The minute we stepped out of the train station and onto the street near Humboldt University, I was greeted by a giant sign proclaiming vegan burgers were on offer. We weren’t in Stuttgart anymore.

I don’t need to yammer on about eating plants in Berlin, because vegan food is everywhere, but OS’Kitchen in Neukölln (Anzengruber Str. 20, 12043) needs to be busier than it is. It’s not strictly vegan, but it offers an amazing vegan plate for two that is monstrous and delicious.

I highly recommend Bräugier Craftbier BrewPub in the heart of Prenzlauer Berg (Stubbenkammerstraße 6, 10437). Founder/owner Brian and staff offer a warm welcome and beers that will offer expats from the English-speaking world a superb taste of home. The IPAs and the dark Nachtschwärmer are masterpieces.

I stumbled into a piece of heaven called Yuma Bar in Neukölln (Weserstr. 14, 12047). They specialize in Belgian beers and their cocktails are excellent. This place looks dark and seedy but the service is actually prompt and friendly and of course I love that. People in Stuttgart love to say Berliners are rude, but in my experience, it’s never been true. Nobody will “complain you to death” like a Swabian. Berliners just don’t have the time.

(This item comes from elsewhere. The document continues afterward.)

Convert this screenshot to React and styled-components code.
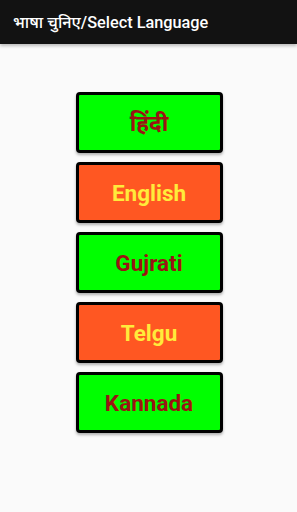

An honorable mention for craft beer if you’re near Alexanderplatz is BraufactuM (Memhardstr. 1 – 3, 10178). It’s a bit overpriced, but the beer is pretty darn good and the inside is gorgeous.

Go to Berlin. Go now. I can’t believe I waited over a year to get up there again since moving. It was a relatively smooth 6-hour trip via train. For Americans, this is nothing! Berlin is a big beast and I will go back as soon as possible.